Avant, je lisais simplement une fois que la journée était écoulée parce que je n’étais pas disponible avant. Donc, le moment juste avant le coucher, avant de dormir. Et puis là, de plus en plus, je passe un peu de temps sur un réseau social et je m’en veux vraiment, sur Facebook, où je suis en lien avec des amis écrivains. Mais l’endroit où je lis vraiment, c’est dans le train. Le train est idéal pour lire, parce qu’il n’y a pas d’échappatoire. Il y a un temps qui est donné, qui est imparti, qui est en général deux ou trois heures, qui va bien avec le moment de lecture.
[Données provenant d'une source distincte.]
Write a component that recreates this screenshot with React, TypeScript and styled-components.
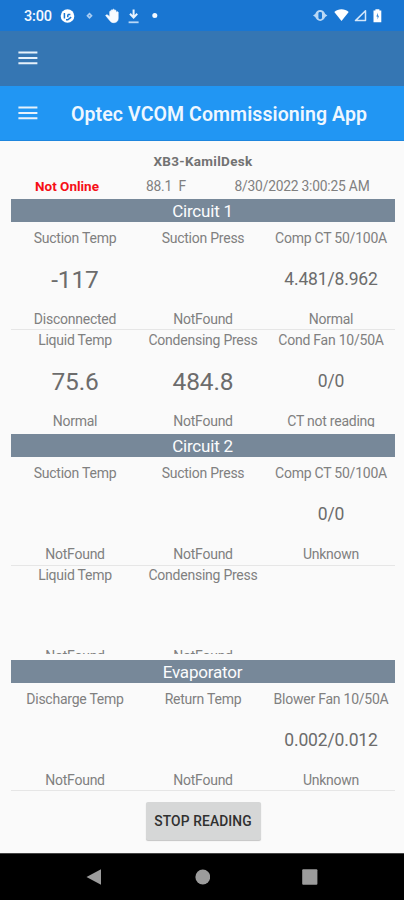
import React from 'react';
import styled, { createGlobalStyle } from 'styled-components';

const GlobalStyle = createGlobalStyle`
  * { box-sizing: border-box; }
  body { margin: 0; background: #fafafa; font-family: Roboto, "Noto Sans", sans-serif; }
`;

const Screen = styled.div`
  width: 404px;
  height: 900px;
  display: flex;
  flex-direction: column;
  overflow: hidden;
  background: #fafafa;
  color: #808080;
`;

const StatusBar = styled.header`
  height: 31px;
  flex: none;
  display: flex;
  align-items: center;
  padding: 1px 22px 0 24px;
  background: #1976d2;
  color: #f4f9ff;
`;

const Clock = styled.span`
  width: 36px;
  padding-top: 1px;
  font-size: 14.5px;
  font-weight: 500;
  line-height: 18px;
  letter-spacing: -0.15px;
`;

const StatusIcons = styled.svg`
  display: block;
  flex: none;
`;

const Spacer = styled.div`
  flex: 1;
`;

const AppBar = styled.div<{ $color: string; $height: number; $edge?: boolean }>`
  height: ${(p) => p.$height}px;
  flex: none;
  display: flex;
  align-items: center;
  padding-left: 18px;
  padding-bottom: ${(p) => (p.$edge ? 0 : 2)}px;
  background: ${(p) => p.$color};
  border-bottom: ${(p) => (p.$edge ? '1px solid #1d86de' : 'none')};
`;

const MenuIcon = styled.svg`
  display: block;
  width: 20px;
  height: 16px;
  flex: none;
`;

const Title = styled.h1`
  margin: 3px 0 0 33px;
  font-size: 19.5px;
  font-weight: 600;
  line-height: 26px;
  letter-spacing: 0.09px;
  color: #eef7ff;
  white-space: nowrap;
`;

const Main = styled.main`
  flex: 1;
  display: flex;
  flex-direction: column;
  padding: 11px 9px 0 11px;
`;

const DeviceName = styled.div`
  height: 19px;
  line-height: 19px;
  font-size: 13.5px;
  font-weight: 700;
  letter-spacing: 0.3px;
  text-align: center;
  color: #727272;
`;

const InfoRow = styled.div`
  height: 28px;
  display: grid;
  grid-template-columns: 112px 86px 186px;
  line-height: 31px;
  font-size: 13.8px;
  letter-spacing: -0.2px;
  text-align: center;
  white-space: pre;
`;

const Connection = styled.span`
  font-size: 13.5px;
  font-weight: 700;
  letter-spacing: 0;
  color: #f60f16;
`;

const Section = styled.section<{ $height: number }>`
  height: ${(p) => p.$height}px;
  flex: none;
`;

const SectionTitle = styled.h2`
  margin: 0;
  padding-right: 1px;
  height: 23px;
  line-height: 25px;
  font-size: 17px;
  font-weight: 400;
  letter-spacing: -0.2px;
  text-align: center;
  color: #fbfcfd;
  background: #778899;
`;

const Readings = styled.div<{ $height: number }>`
  height: ${(p) => p.$height}px;
  padding-top: 7px;
  overflow: hidden;
`;

const ReadingRow = styled.div<{ $height: number; $gap: number }>`
  height: ${(p) => p.$height}px;
  display: grid;
  grid-template-columns: 128px 128px 128px;

  &:first-child {
    margin-bottom: ${(p) => p.$gap}px;
    border-bottom: 1px solid #e6e6e6;
  }
`;

const Reading = styled.div`
  display: grid;
  grid-template-rows: 19px 62px 19px;
  align-content: start;
  text-align: center;
  white-space: nowrap;
`;

const Caption = styled.span`
  font-size: 14px;
  line-height: 19px;
  letter-spacing: -0.24px;
`;

const Value = styled.span<{ $large?: boolean }>`
  font-size: ${(p) => (p.$large ? '24.5px' : '17.5px')};
  line-height: ${(p) => (p.$large ? '63px' : '62px')};
  letter-spacing: -0.15px;
  color: #6c6c6c;
`;

const ButtonRow = styled.div`
  display: flex;
  justify-content: center;
  padding-top: 10px;
`;

const StopButton = styled.button`
  width: 115px;
  height: 38px;
  padding: 0;
  border: 0;
  border-radius: 2px;
  background: #d6d7d7;
  box-shadow: 0 1px 1px rgba(0, 0, 0, 0.22);
  font: 500 13.8px/38px Roboto, "Noto Sans", sans-serif;
  letter-spacing: 0.12px;
  color: #303030;
  white-space: nowrap;
`;

const NavBar = styled.nav`
  height: 47px;
  flex: none;
  display: flex;
  align-items: center;
  justify-content: space-between;
  padding: 0 86px;
  background: #000;
  border-top: 1px solid #444;
`;

const NavIcon = styled.svg`
  display: block;
  width: 16px;
  height: 16px;
  fill: #9c9c9c;
`;

type Cell = { label: string; value?: string; status: string; large?: boolean };
type Group = {
  title: string;
  height: number;
  clip: number;
  rowHeight: number;
  gap: number;
  rows: (Cell | null)[][];
};

const groups: Group[] = [
  {
    title: 'Circuit 1',
    height: 235,
    clip: 205,
    rowHeight: 101,
    gap: 1,
    rows: [
      [
        { label: 'Suction Temp', value: '-117', status: 'Disconnected', large: true },
        { label: 'Suction Press', status: 'NotFound' },
        { label: 'Comp CT 50/100A', value: '4.481/8.962', status: 'Normal' },
      ],
      [
        { label: 'Liquid Temp', value: '75.6', status: 'Normal', large: true },
        { label: 'Condensing Press', value: '484.8', status: 'NotFound', large: true },
        { label: 'Cond Fan 10/50A', value: '0/0', status: 'CT not reading' },
      ],
    ],
  },
  {
    title: 'Circuit 2',
    height: 226,
    clip: 197,
    rowHeight: 102,
    gap: 0,
    rows: [
      [
        { label: 'Suction Temp', status: 'NotFound' },
        { label: 'Suction Press', status: 'NotFound' },
        { label: 'Comp CT 50/100A', value: '0/0', status: 'Unknown' },
      ],
      [
        { label: 'Liquid Temp', status: 'NotFound' },
        { label: 'Condensing Press', status: 'NotFound' },
        null,
      ],
    ],
  },
  {
    title: 'Evaporator',
    height: 132,
    clip: 109,
    rowHeight: 101,
    gap: 0,
    rows: [
      [
        { label: 'Discharge Temp', status: 'NotFound' },
        { label: 'Return Temp', status: 'NotFound' },
        { label: 'Blower Fan 10/50A', value: '0.002/0.012', status: 'Unknown' },
      ],
    ],
  },
];

const Hamburger = () => (
  <MenuIcon viewBox="0 0 20 16">
    <path d="M0.4 2.5H19.4M0.4 8H19.4M0.4 13.2H19.4" stroke="#e6f1fb" strokeWidth="2.1" fill="none" />
  </MenuIcon>
);

const Notifications = () => (
  <StatusIcons width="100" height="18" viewBox="60 7 100 18">
    <circle cx="67.5" cy="16" r="6.8" fill="#fff" />
    <path d="M67.8 14.6h2.6M67.8 14.6v2.6M64.4 13v5.600M66 19.800h1.800l3.400-2.600" fill="none" stroke="#1976d2" strokeWidth="1.500" />
    <path d="M89.5 12.6l3.2 3.2-3.2 3.2-3.2-3.2z" fill="#a9cdf2" />
    <circle cx="89.5" cy="15.8" r="0.8" fill="#3c8bdc" />
    <path
      d="M118.2 12.2v6.4c0 2.4-1.8 4.1-4.2 4.1-2 0-3.3-.9-4.3-2.3l-4.100-4.900c.8-.9 1.800-.8 2.600-.1l1.500 1.300v-4.900c0-1 1.400-1 1.400 0v-1.200c0-1.100 1.600-1.100 1.600 0v-.6c0-1.100 1.700-1.100 1.700 0v.8c0-1 1.600-1 1.600 0v1.900c0-1.200 2.200-1.200 2.200-.5z"
      fill="#f8fbff"
      stroke="#f8fbff"
      strokeWidth="0.600"
    />
    <path d="M133.600 9.500v7.500M130 13.800l3.600 3.800 3.600-3.800" fill="none" stroke="#e9f4ff" strokeWidth="2" />
    <path d="M128.600 22.300h10" stroke="#b9d8f7" strokeWidth="1.800" />
    <circle cx="154.800" cy="15.600" r="2.500" fill="#f3f9ff" />
  </StatusIcons>
);

const SystemIcons = () => (
  <StatusIcons width="70" height="18" viewBox="312 7 70 18">
    <path
      d="M313 15.500l2.200-1.600c1-2.200 2.600-3.800 5-3.800s4 1.600 5 3.800l2.200 1.600-2.200 1.600c-1 2.200-2.600 3.800-5 3.800s-4-1.600-5-3.800z"
      fill="#b9d8f5"
    />
    <rect x="318.400" y="12" width="3.600" height="7.200" rx="1.400" fill="#1976d2" />
    <path d="M334.300 12c3.800-3.800 10.600-3.800 14.400 0l-7.200 9z" fill="#fff" />
    <path d="M355.500 20.600h10V10.700z" fill="none" stroke="#d4e7fa" strokeWidth="1.500" strokeLinejoin="round" />
    <path d="M375.400 9.300h4v1.300h1.900v11.600h-7.800V10.600h1.900z" fill="#fff" />
    <path d="M377.800 12.800l-1.400 3.600h1.200v3l1.300-3.700h-1.100z" fill="#1976d2" />
  </StatusIcons>
);

const ReadingCell = ({ cell }: { cell: Cell | null }) => (
  <Reading>
    {cell && (
      <>
        <Caption>{cell.label}</Caption>
        <Value $large={cell.large}>{cell.value}</Value>
        <Caption>{cell.status}</Caption>
      </>
    )}
  </Reading>
);

export default function App() {
  return (
    <>
      <GlobalStyle />
      <Screen>
        <StatusBar>
          <Clock>3:00</Clock>
          <Notifications />
          <Spacer />
          <SystemIcons />
        </StatusBar>
        <AppBar $color="#3576b3" $height={55}>
          <Hamburger />
        </AppBar>
        <AppBar $color="#2196f3" $height={55} $edge>
          <Hamburger />
          <Title>Optec VCOM Commissioning App</Title>
        </AppBar>
        <Main>
          <DeviceName>XB3-KamilDesk</DeviceName>
          <InfoRow>
            <Connection>Not Online</Connection>
            <span>88.1  F</span>
            <span>8/30/2022 3:00:25 AM</span>
          </InfoRow>
          {groups.map((group) => (
            <Section key={group.title} $height={group.height}>
              <SectionTitle>{group.title}</SectionTitle>
              <Readings $height={group.clip}>
                {group.rows.map((row, i) => (
                  <ReadingRow key={i} $height={group.rowHeight} $gap={group.gap}>
                    {row.map((cell, j) => (
                      <ReadingCell key={j} cell={cell} />
                    ))}
                  </ReadingRow>
                ))}
              </Readings>
            </Section>
          ))}
          <ButtonRow>
            <StopButton>STOP READING</StopButton>
          </ButtonRow>
        </Main>
        <NavBar>
          <NavIcon viewBox="0 0 16 16">
            <path d="M0.500 8L15 0.200V15.800Z" />
          </NavIcon>
          <NavIcon viewBox="0 0 16 16">
            <circle cx="8.800" cy="8" r="7.400" />
          </NavIcon>
          <NavIcon viewBox="0 0 16 16">
            <rect x="0.200" y="0.300" width="15.200" height="15.400" rx="1" />
          </NavIcon>
        </NavBar>
      </Screen>
    </>
  );
}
Et justement, pour votre dernier roman, Vivre vite, est-ce qu’il y a des livres qui vous ont inspirée, ou au moins accompagnée ?
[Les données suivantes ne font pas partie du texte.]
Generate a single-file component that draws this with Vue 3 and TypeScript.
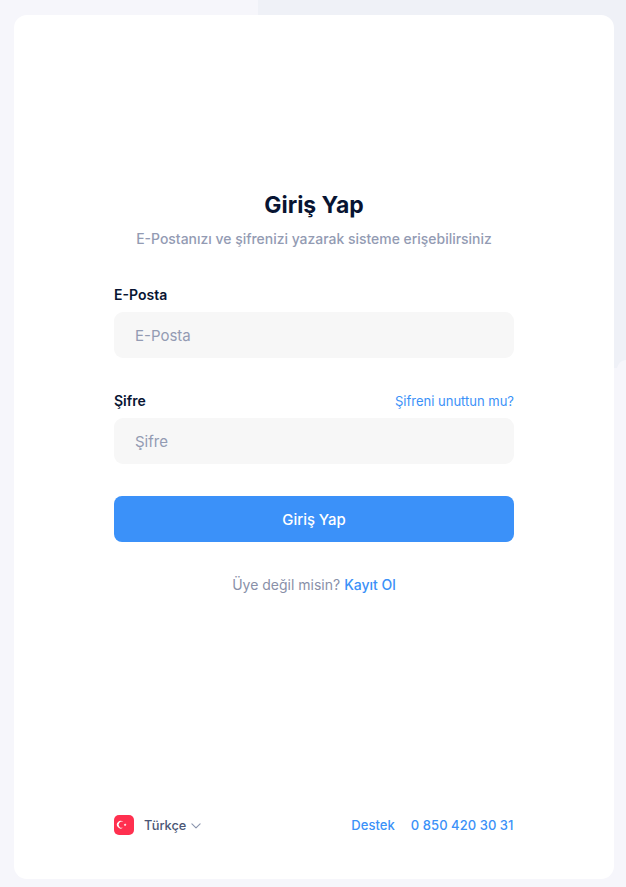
<script setup lang="ts">
import { ref } from 'vue'

const email = ref('')
const password = ref('')
</script>

<template>
  <main class="page">
    <svg class="backdrop" viewBox="0 0 368 368" aria-hidden="true">
      <path d="M0 0H368V360C363 360.5 360.5 363 359 368H0Z" fill="#eff1f7" />
    </svg>
    <section class="card">
      <form class="form" @submit.prevent>
        <h1 class="title">Giriş Yap</h1>
        <p class="subtitle">E-Postanızı ve şifrenizi yazarak sisteme erişebilirsiniz</p>
        <div class="field">
          <div class="field-head"><label for="email">E-Posta</label></div>
          <input id="email" v-model="email" type="text" placeholder="E-Posta" />
        </div>
        <div class="field">
          <div class="field-head">
            <label for="password">Şifre</label>
            <a class="forgot" href="#">Şifreni unuttun mu?</a>
          </div>
          <input id="password" v-model="password" type="password" placeholder="Şifre" />
        </div>
        <button class="submit" type="submit">Giriş Yap</button>
        <p class="signup">Üye değil misin? <a href="#">Kayıt Ol</a></p>
      </form>
      <footer class="footer">
        <button class="language" type="button">
          <svg class="flag" viewBox="0 0 20 20" aria-hidden="true">
            <rect width="20" height="20" rx="5" fill="#ff304f" />
            <path d="M9.3 12.3A3.7 3.7 0 1 1 9.3 7.1A3.05 3.05 0 1 0 9.3 12.3Z" fill="#fff" />
            <path d="M11.1 8.3L11.5 9.2L12.5 9.3L11.8 10L12 11L11.1 10.5L10.2 10.9L10.4 10L9.7 9.3L10.7 9.2Z" fill="#fff" />
          </svg>
          <span class="language-name">Türkçe</span>
          <svg class="chevron" viewBox="0 0 10 6" aria-hidden="true">
            <path d="M.9 .9L5 4.9L9.1 .9" fill="none" stroke="#8a94ad" stroke-width="1.1" stroke-linecap="round" stroke-linejoin="round" />
          </svg>
        </button>
        <nav class="links">
          <a href="#">Destek</a>
          <a href="#">0 850 420 30 31</a>
        </nav>
      </footer>
    </section>
  </main>
</template>

<style>
body {
  background: #f6f6fb;
}
</style>

<style scoped>
.page {
  position: relative;
  box-sizing: border-box;
  height: 887px;
  padding: 15px 12px 8px 14px;
  overflow: hidden;
  background: #f6f6fb;
  font-family: Inter, "Liberation Sans", sans-serif;
}
.page * {
  box-sizing: border-box;
}
.backdrop {
  position: absolute;
  top: 0;
  right: 0;
  width: 368px;
  height: 368px;
}
.card {
  position: relative;
  display: flex;
  flex-direction: column;
  justify-content: space-between;
  height: 864px;
  padding: 175px 100px 43px;
  border-radius: 13px;
  background: #fff;
}
.form {
  display: flex;
  flex-direction: column;
}
.title {
  margin: 0;
  color: #081432;
  font-size: 22.9px;
  font-weight: 700;
  line-height: 30px;
  text-align: center;
}
.subtitle {
  margin: 9px 0 0;
  color: #939bb3;
  font-size: 13.95px;
  font-weight: 500;
  line-height: 20px;
  text-align: center;
  white-space: nowrap;
}
.field {
  margin-top: 35px;
}
.field + .field {
  margin-top: 32px;
}
.field-head {
  display: flex;
  align-items: center;
  justify-content: space-between;
  height: 20px;
  margin-bottom: 8px;
}
.field-head label {
  color: #081432;
  font-size: 14px;
  font-weight: 600;
}
.forgot {
  padding-top: 1px;
  font-size: 13px;
}
a {
  color: #3b91f8;
  text-decoration: none;
}
input {
  display: block;
  width: 100%;
  height: 46px;
  padding: 0 21px;
  border: 0;
  border-radius: 9px;
  outline: 0;
  background: #f7f7f7;
  color: #4b5675;
  font: 400 15px Inter, "Liberation Sans", sans-serif;
}
input::placeholder {
  color: #939bb3;
  opacity: 1;
}
.submit {
  height: 46px;
  margin-top: 32px;
  padding: 2px 0 0;
  border: 0;
  border-radius: 8px;
  background: #3b91f9;
  color: #fff;
  font: 500 14.9px Inter, "Liberation Sans", sans-serif;
}
.signup {
  margin: 33px 0 0;
  color: #8990a8;
  font-size: 14px;
  line-height: 20px;
  text-align: center;
}
.signup a {
  font-weight: 500;
}
.footer,
.language,
.links {
  display: flex;
  align-items: center;
}
.footer {
  justify-content: space-between;
}
.language {
  height: 22px;
  padding: 0;
  border: 0;
  background: none;
  color: #4b5675;
  font: 500 12.8px Inter, "Liberation Sans", sans-serif;
}
.flag {
  width: 20px;
  height: 20px;
}
.language-name {
  margin: 0 5px 0 10px;
}
.chevron {
  width: 10px;
  height: 6px;
  margin-top: 2px;
}
.links {
  gap: 16px;
  padding-right: 0.5px;
  font-size: 13px;
  font-weight: 500;
  letter-spacing: 0.05px;
}
</style>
Pour ce livre-là, je devais au contraire me débarrasser de tout un tas de choses plutôt que d’engranger. Je voulais surtout me débarrasser de tout ce qui pouvait avoir trait au deuil. Parce que Vivre vite, ce n’est pas du tout un livre de deuil. C’est un livre qui dit la vie avant et qui essaie de comprendre comment la vie dans ses différents emboîtements peut arriver à un point qui est un point de catastrophe. Pour autant, j’y fais référence à deux autres livres dont l’un de Patrick Autréaux dans lequel j’ai prélevé une phrase : « Ecrire, c’est se rendre à ce lieu qu’on voudrait éviter. » J’aime beaucoup cette idée de l’évitement. Et je fais référence à Philippe Forest qui, lui, a écrit différents livres chez Gallimard autour de la mort de sa petite fille de quatre ans, Pauline, dont L’enfant éternel, et cet autre que j’aime beaucoup, qui s’appelle Sarinagara. Cela qui veut dire « et cependant » en japonais ; il y fait référence d’une part à l’écrivain japonais Kenzaburô Ôé, qui lui-même a eu un enfant handicapé, mais surtout au deuil collectif qu’a vécu et que vit peut-être encore le Japon suite aux bombes d’Hiroshima et de Nagasaki. Ce que je trouve très intéressant dans l’écriture, c’est comment on peut faire résonner la part intime et la part collective.